Find every line of the listing below where "with" appears, and copy it.

-------- GIVEN INFORMATION --------

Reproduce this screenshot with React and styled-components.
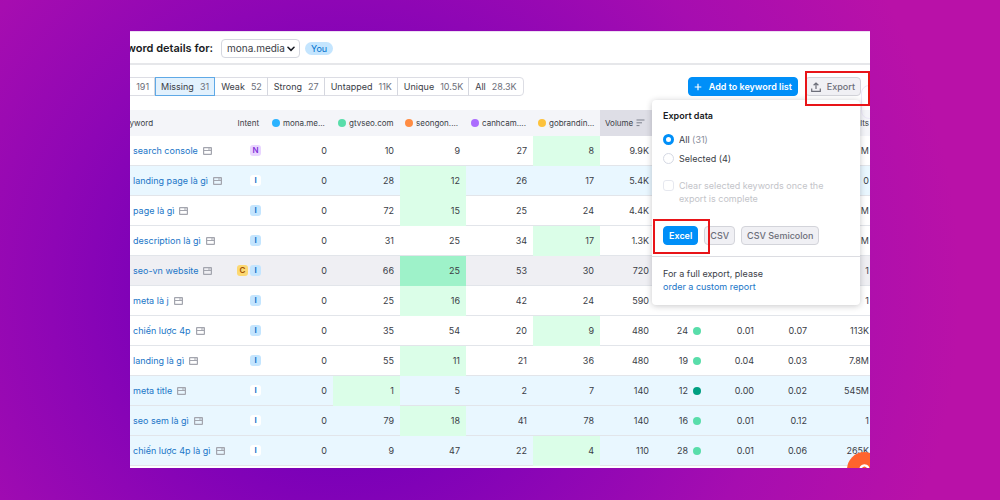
import { useState } from 'react';
import styled, { createGlobalStyle } from 'styled-components';

const GlobalStyle = createGlobalStyle`
  *, *::before, *::after {
    box-sizing: border-box;
  }
  body {
    margin: 0;
    font-family: Inter, 'Liberation Sans', sans-serif;
    font-size: 9px;
    line-height: 13px;
    color: #3a3d46;
  }
  button, select, input {
    font: inherit;
    color: inherit;
    margin: 0;
  }
`;

const Page = styled.div`
  min-height: 100vh;
  padding: 31px 13% 32px;
  background: radial-gradient(
    circle at 34% 58%,
    #7a00b8 170px,
    #8e06b5 290px,
    #a60db0 440px,
    #b911a8 620px
  );
`;

const Panel = styled.main`
  position: relative;
  overflow: hidden;
  padding-bottom: 2px;
  background: #fff;
  border-top: 1px solid #ecdff2;
`;

/* the report is scrolled sideways, so its left edge sits outside the panel */
const Scrolled = styled.div`
  margin-left: -60px;
`;

const Header = styled.header`
  display: flex;
  align-items: center;
  gap: 8px;
  height: 33px;
  padding: 2px 0 0 16px;
  border-bottom: 2px solid #e6e7ea;
`;

const Title = styled.label`
  width: 127px;
  font-size: 11px;
  font-weight: 600;
  text-align: right;
  white-space: nowrap;
  color: #191b23;
`;

const SelectBox = styled.div`
  display: grid;
  align-items: center;
  width: 79px;
  height: 19px;

  > * {
    grid-area: 1 / 1;
  }
  svg {
    justify-self: end;
    margin-right: 5px;
    pointer-events: none;
  }
`;

const Select = styled.select`
  appearance: none;
  width: 100%;
  height: 100%;
  padding: 0 5px;
  border: 1px solid #d5d7df;
  border-radius: 4px;
  background: #fff;
  font-size: 10px;
`;

const You = styled.span`
  padding: 0 6px;
  border-radius: 7px;
  background: #c4e5fe;
  color: #0071cd;
  margin-left: -3px;
`;

const Toolbar = styled.div`
  display: flex;
  align-items: center;
  justify-content: space-between;
  height: 45px;
  padding: 0 9px 2px 23px;
`;

const Tabs = styled.div`
  display: flex;
  height: 19px;
  border: 1px solid #dcdde4;
  border-radius: 4px;
`;

const Tab = styled.button`
  display: flex;
  align-items: center;
  gap: 6px;
  margin: -1px 0;
  padding: 0 5px;
  border: 1px solid ${(p) => (p.$active ? '#5fa9e6' : 'transparent')};
  border-right-color: ${(p) => (p.$active ? '#5fa9e6' : '#d5d7df')};
  background: ${(p) => (p.$active ? '#e2f1fd' : 'none')};
  white-space: nowrap;

  &:last-child {
    border-right-color: transparent;
  }
  span {
    color: #6c6e79;
  }
`;

const Actions = styled.div`
  position: relative;
  display: flex;
  gap: 7px;
`;

const Button = styled.button`
  display: flex;
  align-items: center;
  gap: ${(p) => (p.$primary ? 7 : 6)}px;
  height: 19px;
  padding: 0 5px;
  border: 1px solid ${(p) => (p.$primary ? '#008ff8' : '#d3d4da')};
  border-radius: 4px;
  background: ${(p) => (p.$primary ? '#008ff8' : '#f0f0f4')};
  color: ${(p) => (p.$primary ? '#fff' : '#6c6e79')};
  font-weight: ${(p) => (p.$primary ? 600 : 500)};
  white-space: nowrap;
`;

const Popover = styled.section`
  position: absolute;
  z-index: 1;
  top: 23px;
  right: 1px;
  width: 208px;
  border-radius: 4px;
  background: #fff;
  box-shadow: 0 1px 6px rgba(25, 27, 35, 0.24);
`;

const PopoverBody = styled.div`
  padding: 9px 11px 11px;
  border-bottom: 1px solid #dcdde2;
`;

const PopoverTitle = styled.h2`
  margin: 0 0 11px;
  font-size: 9px;
  line-height: 13px;
  font-weight: 600;
  color: #191b23;
`;

const Option = styled.label`
  display: flex;
  gap: 5px;
  margin-bottom: 6px;
  color: ${(p) => (p.$disabled ? '#c3c4c9' : 'inherit')};

  span {
    color: #8a8e9b;
  }
`;

const ClearOption = styled(Option)`
  margin-top: 14px;
`;

const Mark = styled.input`
  appearance: none;
  flex: none;
  width: 11px;
  height: 11px;
  margin-top: 1px;
  border: 1px solid #d5d9e4;
  border-radius: ${(p) => (p.type === 'radio' ? '50%' : '3px')};
  opacity: ${(p) => (p.disabled ? 0.6 : 1)};

  &:checked {
    border: 3px solid #008ff8;
  }
`;

const Formats = styled.div`
  display: flex;
  gap: 6px;
  margin-top: 21px;
`;

const PopoverFooter = styled.p`
  margin: 0;
  padding: 10px 11px 12px;
`;

const Link = styled.a`
  color: #2176c7;
  text-decoration: none;
`;

const Highlight = styled.div`
  position: absolute;
  z-index: 2;
  top: ${(p) => p.$top}px;
  right: ${(p) => p.$right}px;
  width: ${(p) => p.$width}px;
  height: 35px;
  border: 2px solid #e81418;
  pointer-events: none;
`;

const Table = styled.table`
  width: 100%;
  table-layout: fixed;
  border-collapse: separate;
  border-spacing: 0;
`;

const Th = styled.th`
  height: 26px;
  padding: 0 6px 0 0;
  background: ${(p) => (p.$sorted ? '#dedee6' : '#f4f5f9')};
  font-size: 8px;
  font-weight: 400;
  text-align: right;
  white-space: nowrap;
`;

const KeywordTh = styled(Th)`
  padding-left: 50px;
  text-align: left;
`;

const IntentTh = styled(Th)`
  padding-right: 8px;
`;

const LastTh = styled(Th)`
  padding-right: 1px;
`;

const HeadLabel = styled.div`
  display: flex;
  align-items: center;
  gap: 3px;
  padding-left: 5px;
`;

const Dot = styled.i`
  flex: none;
  width: 8px;
  height: 8px;
  border-radius: 50%;
  background: ${(p) => p.$color};
`;

const rowTone = {
  selected: '#e9f7ff',
  hover: '#efeff3',
};

const Row = styled.tr`
  background: ${(p) => rowTone[p.$tone] || '#fff'};
`;

const Td = styled.td`
  height: 30px;
  padding: 0 6px 0 0;
  border-bottom: 1px solid ${(p) => (p.$best ? 'transparent' : '#e2e5ea')};
  background: ${(p) => p.$best || 'none'};
  text-align: right;
  white-space: nowrap;
`;

const KeywordCell = styled(Td)`
  padding-left: 63px;
  text-align: left;
`;

const LastTd = styled(Td)`
  padding-right: 1px;
`;

const Inline = styled.div`
  display: flex;
  align-items: center;
  justify-content: ${(p) => p.$justify || 'flex-start'};
  gap: ${(p) => p.$gap}px;
`;

const intentTone = {
  I: ['#c4e5fe', '#0068c4'],
  N: ['#e9d5ff', '#8232d8'],
  C: ['#fcd872', '#a04e00'],
};

const Intent = styled.span`
  width: 11px;
  height: 11px;
  border-radius: 3px;
  background: ${(p) => (p.$plain ? '#fff' : intentTone[p.$type][0])};
  color: ${(p) => intentTone[p.$type][1]};
  font-size: 8px;
  line-height: 11px;
  font-weight: 600;
  text-align: center;
`;

const SideTip = styled.div`
  position: absolute;
  top: 53px;
  right: -10px;
  width: 19px;
  height: 34px;
  border: 1px solid #ece8f8;
  border-radius: 8px;
`;

const HelpButton = styled.button`
  position: absolute;
  right: -12px;
  bottom: -19px;
  width: 35px;
  height: 35px;
  padding: 0;
  border: 0;
  border-radius: 50%;
  background: #ff642d;
  color: #fff;
`;

const SerpIcon = () => (
  <svg width='9' height='8' viewBox='0 0 9 8' fill='none' stroke='#a3a5ae'>
    <rect x='0.6' y='0.6' width='7.8' height='6.8' rx='0.4' strokeWidth='1.2' />
    <path d='M1 3.5h7M5 2h2.5' strokeWidth='1.2' />
  </svg>
);

const SortIcon = () => (
  <svg width='9' height='8' viewBox='0 0 9 8' fill='none' stroke='#7d808c'>
    <path d='M0.5 1h8M0.5 3.8h5.5M0.5 6.6h3' />
  </svg>
);

const ChevronIcon = () => (
  <svg width='8' height='6' viewBox='0 0 8 6' fill='none' stroke='#191b23'>
    <path d='M1 1.3 4 4.3 7 1.3' strokeWidth='1.6' strokeLinecap='round' />
  </svg>
);

const PlusIcon = () => (
  <svg width='8' height='8' viewBox='0 0 8 8' fill='none' stroke='#fff'>
    <path d='M4 0.7v6.6M0.7 4h6.6' strokeWidth='1.2' />
  </svg>
);

const UploadIcon = () => (
  <svg width='10' height='10' viewBox='0 0 10 10' fill='none' stroke='#6c6e79'>
    <path
      d='M5 7V1.2M2.6 3.3 5 1l2.4 2.3M0.7 6.5v2.8h8.6V6.5'
      strokeWidth='1.2'
    />
  </svg>
);

const tabs = [
  ['Shared', '191'],
  ['Missing', '31'],
  ['Weak', '52'],
  ['Strong', '27'],
  ['Untapped', '11K'],
  ['Unique', '10.5K'],
  ['All', '28.3K'],
];

const domains = [
  { name: 'mona.me...', color: '#2bb3ff', width: 66 },
  { name: 'gtvseo.com', color: '#59ddaa', width: 67 },
  { name: 'seongon....', color: '#ff8c43', width: 66 },
  { name: 'canhcam....', color: '#ab6cfe', width: 67 },
  { name: 'gobrandin...', color: '#fdc23c', width: 67 },
];

const LIGHT = '#59ddaa';
const DARK = '#009f81';

// best: index of the domain with the best position
const rows = [
  { keyword: 'search console', intent: 'N', ranks: [0, 10, 9, 27, 8], best: 4, volume: '9.9K', results: 'M' },
  { keyword: 'landing page là gì', intent: 'I', ranks: [0, 28, 12, 26, 17], best: 2, volume: '5.4K', results: '0', tone: 'selected' },
  { keyword: 'page là gì', intent: 'I', ranks: [0, 72, 15, 25, 24], best: 2, volume: '4.4K', results: 'M' },
  { keyword: 'description là gì', intent: 'I', ranks: [0, 31, 25, 34, 17], best: 4, volume: '1.3K', results: 'M' },
  { keyword: 'seo-vn website', intent: 'CI', ranks: [0, 66, 25, 53, 30], best: 2, volume: '720', results: '1', tone: 'hover' },
  { keyword: 'meta là j', intent: 'I', ranks: [0, 25, 16, 42, 24], best: 2, volume: '590', results: '1' },
  { keyword: 'chiến lược 4p', intent: 'I', ranks: [0, 35, 54, 20, 9], best: 4, volume: '480', kd: 24, color: LIGHT, cpc: '0.01', com: '0.07', results: '113K' },
  { keyword: 'landing là gì', intent: 'I', ranks: [0, 55, 11, 21, 36], best: 2, volume: '480', kd: 19, color: LIGHT, cpc: '0.04', com: '0.03', results: '7.8M' },
  { keyword: 'meta title', intent: 'I', ranks: [0, 1, 5, 2, 7], best: 1, volume: '140', kd: 12, color: DARK, cpc: '0.00', com: '0.02', results: '545M', tone: 'selected' },
  { keyword: 'seo sem là gì', intent: 'I', ranks: [0, 79, 18, 41, 78], best: 2, volume: '140', kd: 16, color: LIGHT, cpc: '0.01', com: '0.12', results: '1', tone: 'selected' },
  { keyword: 'chiến lược 4p là gì', intent: 'I', ranks: [0, 9, 47, 22, 4], best: 4, volume: '110', kd: 28, color: LIGHT, cpc: '0.01', com: '0.06', results: '265K', tone: 'selected' },
];

const bestColor = (row, i) => {
  if (row.best !== i) return undefined;
  return row.tone === 'hover' ? '#9ef2c9' : '#dbfee8';
};

function ExportPopover() {
  const [scope, setScope] = useState('all');
  return (
    <Popover aria-label='Export data'>
      <PopoverBody>
        <PopoverTitle>Export data</PopoverTitle>
        <Option>
          <Mark
            type='radio'
            name='scope'
            checked={scope === 'all'}
            onChange={() => setScope('all')}
          />
          <div>
            All <span>(31)</span>
          </div>
        </Option>
        <Option>
          <Mark
            type='radio'
            name='scope'
            checked={scope === 'selected'}
            onChange={() => setScope('selected')}
          />
          <div>Selected (4)</div>
        </Option>
        <ClearOption $disabled>
          <Mark type='checkbox' disabled />
          <div>
            Clear selected keywords once the
            <br />
            export is complete
          </div>
        </ClearOption>
        <Formats>
          <Button type='button' $primary>
            Excel
          </Button>
          <Button type='button'>CSV</Button>
          <Button type='button'>CSV Semicolon</Button>
        </Formats>
      </PopoverBody>
      <PopoverFooter>
        For a full export, please
        <br />
        <Link href='#custom-report'>order a custom report</Link>
      </PopoverFooter>
    </Popover>
  );
}

function KeywordTable() {
  return (
    <Table>
      <colgroup>
        <col width='162' />
        <col width='35' />
        {domains.map(({ name, width }) => (
          <col key={name} width={width} />
        ))}
        <col width='55' />
        <col width='52' />
        <col width='53' />
        <col width='53' />
        <col />
      </colgroup>
      <thead>
        <tr>
          <KeywordTh>Keyword</KeywordTh>
          <IntentTh>Intent</IntentTh>
          {domains.map(({ name, color }) => (
            <Th key={name}>
              <HeadLabel>
                <Dot $color={color} />
                {name}
              </HeadLabel>
            </Th>
          ))}
          <Th $sorted>
            <HeadLabel>
              Volume
              <SortIcon />
            </HeadLabel>
          </Th>
          <Th />
          <Th />
          <Th />
          <LastTh>Results</LastTh>
        </tr>
      </thead>
      <tbody>
        {rows.map((row) => (
          <Row key={row.keyword} $tone={row.tone}>
            <KeywordCell>
              <Inline $gap={5}>
                <Link href='#keyword'>{row.keyword}</Link>
                <SerpIcon />
              </Inline>
            </KeywordCell>
            <Td>
              <Inline $gap={2} $justify='flex-end'>
                {row.intent.split('').map((type) => (
                  <Intent
                    key={type}
                    $type={type}
                    $plain={row.tone === 'selected'}
                  >
                    {type}
                  </Intent>
                ))}
              </Inline>
            </Td>
            {row.ranks.map((rank, i) => (
              <Td key={domains[i].name} $best={bestColor(row, i)}>
                {rank}
              </Td>
            ))}
            <Td>{row.volume}</Td>
            <Td>
              {row.kd && (
                <Inline $gap={5} $justify='flex-end'>
                  {row.kd}
                  <Dot $color={row.color} />
                </Inline>
              )}
            </Td>
            <Td>{row.cpc}</Td>
            <Td>{row.com}</Td>
            <LastTd>{row.results}</LastTd>
          </Row>
        ))}
      </tbody>
    </Table>
  );
}

export default function App() {
  const [active, setActive] = useState('Missing');
  return (
    <Page>
      <GlobalStyle />
      <Panel>
        <Scrolled>
          <Header>
            <Title htmlFor='domain'>Keyword details for:</Title>
            <SelectBox>
              <Select id='domain'>
                <option>mona.media</option>
              </Select>
              <ChevronIcon />
            </SelectBox>
            <You>You</You>
          </Header>
          <Toolbar>
            <Tabs>
              {tabs.map(([name, count]) => (
                <Tab
                  key={name}
                  type='button'
                  $active={name === active}
                  aria-pressed={name === active}
                  onClick={() => setActive(name)}
                >
                  {name} <span>{count}</span>
                </Tab>
              ))}
            </Tabs>
            <Actions>
              <Button type='button' $primary>
                <PlusIcon />
                Add to keyword list
              </Button>
              <Button type='button'>
                <UploadIcon />
                Export
              </Button>
              <ExportPopover />
              <Highlight $top={-6} $right={-9} $width={65} />
              <Highlight $top={142} $right={151} $width={57} />
            </Actions>
          </Toolbar>
          <KeywordTable />
        </Scrolled>
        <SideTip />
        <HelpButton type='button' aria-label='Help'>
          <svg
            width='35'
            height='35'
            viewBox='0 0 35 35'
            fill='none'
            stroke='#fff'
          >
            <path
              d='M13.5 17.5a4 4 0 1 1 6.3 3.2c-1.500 1-2 1.500-2 3.300'
              strokeWidth='2.4'
            />
          </svg>
        </HelpButton>
      </Panel>
    </Page>
  );
}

--------

_RESPONSE TO THIS EXERCISE_:
Reproduce this screenshot with React and styled-components.
// best: index of the domain with the best position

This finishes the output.